Voting System Design: Accurately and atomically updating vote counts at massive scale, without race conditions, and then reflecting these counts quickly in post rankings is a complex problem. This often involves a combination of in-memory counters (like in Redis) that are periodically flushed to persistent storage and asynchronous updates to rankings.
Real-time Comments: Displaying and updating deeply nested comment threads in real-time for thousands of concurrent viewers on popular posts.
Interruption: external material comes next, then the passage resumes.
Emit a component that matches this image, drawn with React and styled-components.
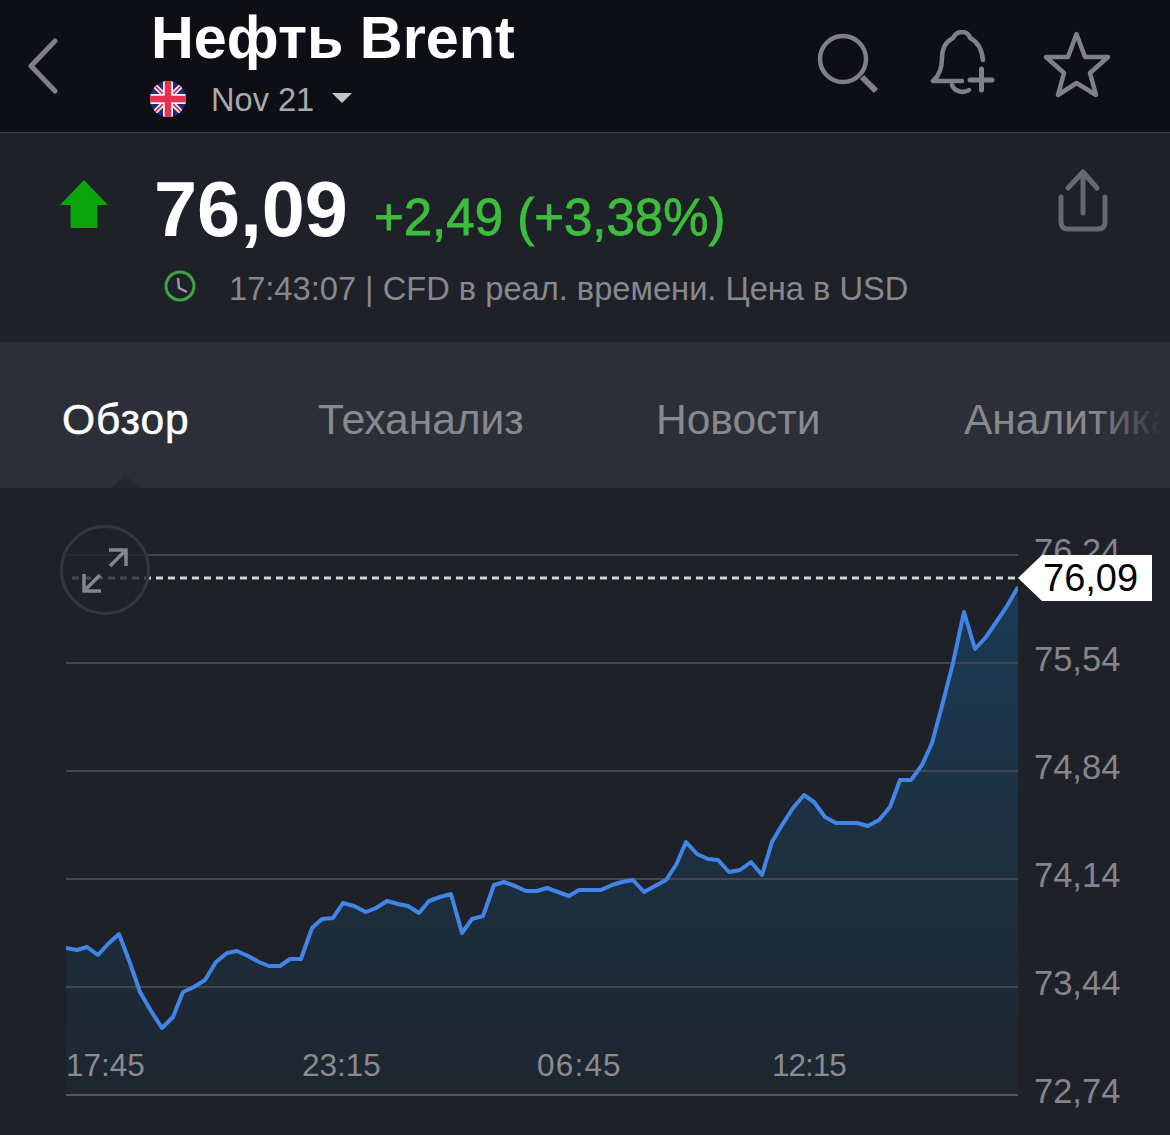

This often involves WebSockets or similar real-time communication technologies and efficient data structures for comment trees.
Scalability of All Components: Every part of the system – databases, caches, search indexes, application servers, message queues – needs to be designed for horizontal scalability.
Data Consistency: Balancing strong consistency for critical operations (e.g., ensuring a user's vote is counted exactly once, or a new post is durably saved) with eventual consistency for less critical, high-volume data (e.g., global karma scores, search index updates) to maintain overall system performance and availability.
Personalization at Scale: Generating relevant recommendations and personalized feeds for millions of unique users requires powerful data processing and machine learning infrastructure.
Moderation and Content Safety: Dealing with user-generated content at scale necessitates robust tools and processes for moderation, spam detection, and enforcing community guidelines.

Key Takeaways

Reddit's seemingly simple interface of posts, comments, and votes is powered by a complex, highly scalable backend architecture.
Core components include Python-based web and application servers, PostgreSQL for persistent storage, extensive caching with Redis and Memcached, a dedicated search cluster, and message queues like RabbitMQ for asynchronous task processing.
Generating personalized home feeds is a sophisticated multi-stage process involving candidate sourcing from joined and recommended communities, filtering, ML-based ranking, and ad mixing, all supported by data stores like Cassandra and caches like Redis.
Key engineering challenges revolve around managing massive concurrency, real-time updates (votes, comments), data consistency, and personalization at scale.

The "front page of the internet" is a testament to how a platform can grow from a simple idea to a global phenomenon through continuous engineering effort and smart architectural choices that evolve with scale.